Fake-Fleisch

Genuss ohne Tierleid: Ist das Labor-Fleisch eine echte Alternative?

Michelle Schreiber

8.5.2022, 17:30 Uhr
Fleisch ohne Tierleid - sind Hühnermuskelfasern aus der Petrischale die Lösung?

© Tobias Hase/dpa/dpa-tmn Fleisch ohne Tierleid - sind Hühnermuskelfasern aus der Petrischale die Lösung?

In Singapur kann man schon seit Januar vergangenen Jahres Chicken Nuggets aus der Petrischale kaufen. Das Produkt soll sich laut Hersteller geschmacklich nicht vom herkömmlichem Fleisch unterscheiden. Das US-Unternehmen Eat Just, von denen die Chicken Nuggets stammen, spricht von einem Durchbruch in der Lebensmittelindustrie. Aber ist das Labor-Fleisch von Rind, Schwein, Huhn und Co. tatsächlich eine gute Alternative zur vorherrschenden Massentierhaltung?

Weniger Massentierhaltung

Der große Vorteil von in-vitro-Fleisch liegt darin, dass Fleischgenuss ganz ohne die vielen Nachteile der Massentierhaltung erzeugt werden können. Kein Tier müsste mehr direkt leiden, um später auf dem Teller zu landen. Nicht nur die Schlachtung könnte vermieden werden, sondern auch die katastrophalen Lebensbedingungen von Nutztieren.

Aber auch fürs Klima kann das Labor-Fleisch Erleichterung bringen: In Deutschland gehört die Massentierhaltung neben Klärwerken und Mülldeponien zu einem der größten Methangasproduzenten. Das Treibhausgas stoßen unter anderem Kühe in großer Menge bei der Verdauung aus. In der Atmosphäre sorgt das Gas dann dafür, dass sich die Erde weiter aufheizt.

Hoher CO2-Ausstoß

Allerdings lässt sich durch in-vitro-Fleisch nur der Methangasausstoß verringern - das noch klimaschädlichere CO2 wird sogar vermehrt produziert. Das liegt daran, dass die Herstellung von Fake-Fleisch Unmengen an Energie verschlingt. Das macht es nicht nur teuer für den Verbraucher, sondern lässt auch den CO2-Ausstoß steigen. Forscher der Universität in Oxford haben untersucht, wie klimafreundlich der Konsum von Labor-Fleisch gegenüber Fleisch aus der konventionellen Massentierhaltung ist.

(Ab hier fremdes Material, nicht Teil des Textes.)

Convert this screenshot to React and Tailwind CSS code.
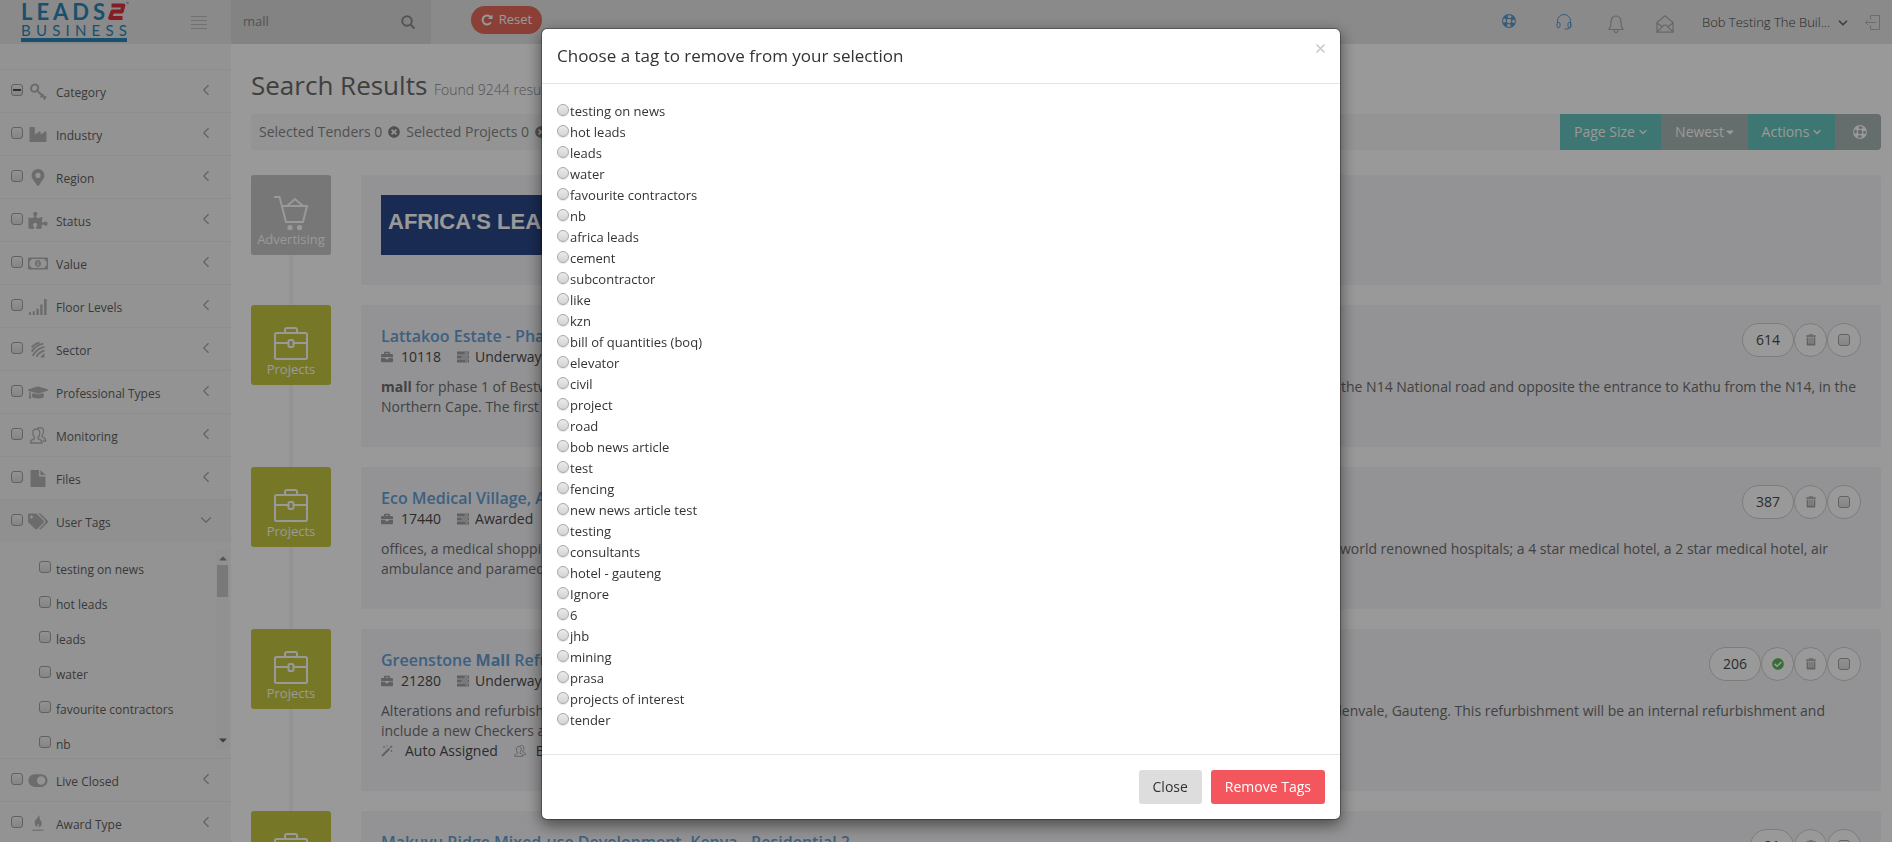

Sie kamen unter anderem zu dem Ergebnis, dass ein Energiemix von entscheidender Bedeutung ist: Wird bei der Stromgewinnung vor allem auf fossile Brennstoffe wie Kohle und Gas gesetzt, dann weist das Labor-Fleisch einen enormen CO2-Fußabdruck auf. Erschwerend hinzu kommt laut den Forschern, dass Methangas sich bereits nach zwölf Jahren vollständig abbaut. Kohlenstoffdioxid sammelt sich dagegen Jahrtausende in der Luft an.

Durch die Reduzierung von Massentierhaltung ließe sich aber nicht nur die Produktion von Treibhausgasen reduzieren. Bei der Haltung von Nutztieren auf extrem engen Raum kommt es häufig zur Wasserverschmutzung und Versauerung der Böden, verursacht durch die Ausscheidungen der Tiere. Dieser Umweltverschmutzung kann mit dem vermehrten Einsatz von in-vitro-Fleisch entgegengewirkt werden.

Pflanzliche Ernährung schneidet besser ab

Nun steckt die Entwicklung von Labor-Fleisch noch in seinen Kinderschuhen und in Deutschland gibt es einige Stimmen, die gegen die Einführung von in-vitro-Fleisch sind. Aus Sicht des Bundes für Umwelt- und Naturschutz (Bund) ist es nicht angebracht, die Probleme in der industriellen Massentierhaltung einfach durch eine andere Methode abzulösen. "Wir müssen das Problem an der Wurzel packen: Unser zu hoher Fleischkonsum. Im Vergleich zu pflanzlicher Erzeugung schneidet auch Laborfleisch im Hinblick auf Energie- und Ressourcenbedarf definitiv schlechter ab", sagte Landesgeschäftsführer Martin Bachhofer gegenüber der Deutschen Presse-Agentur. Außerdem gibt es bereits Fleischalternativen, bei denen man in Geschmack und Textur kaum Einbußen hinnehmen muss.

In den USA, Japan, Niederlande, Israel und auch in Deutschland wird weiter an der leidlosen Alternative geforscht. Es bleibt aber abzuwarten, wann das Fake-Hühnchen tatsächlich in den deutschen Kühlregalen zu finden ist.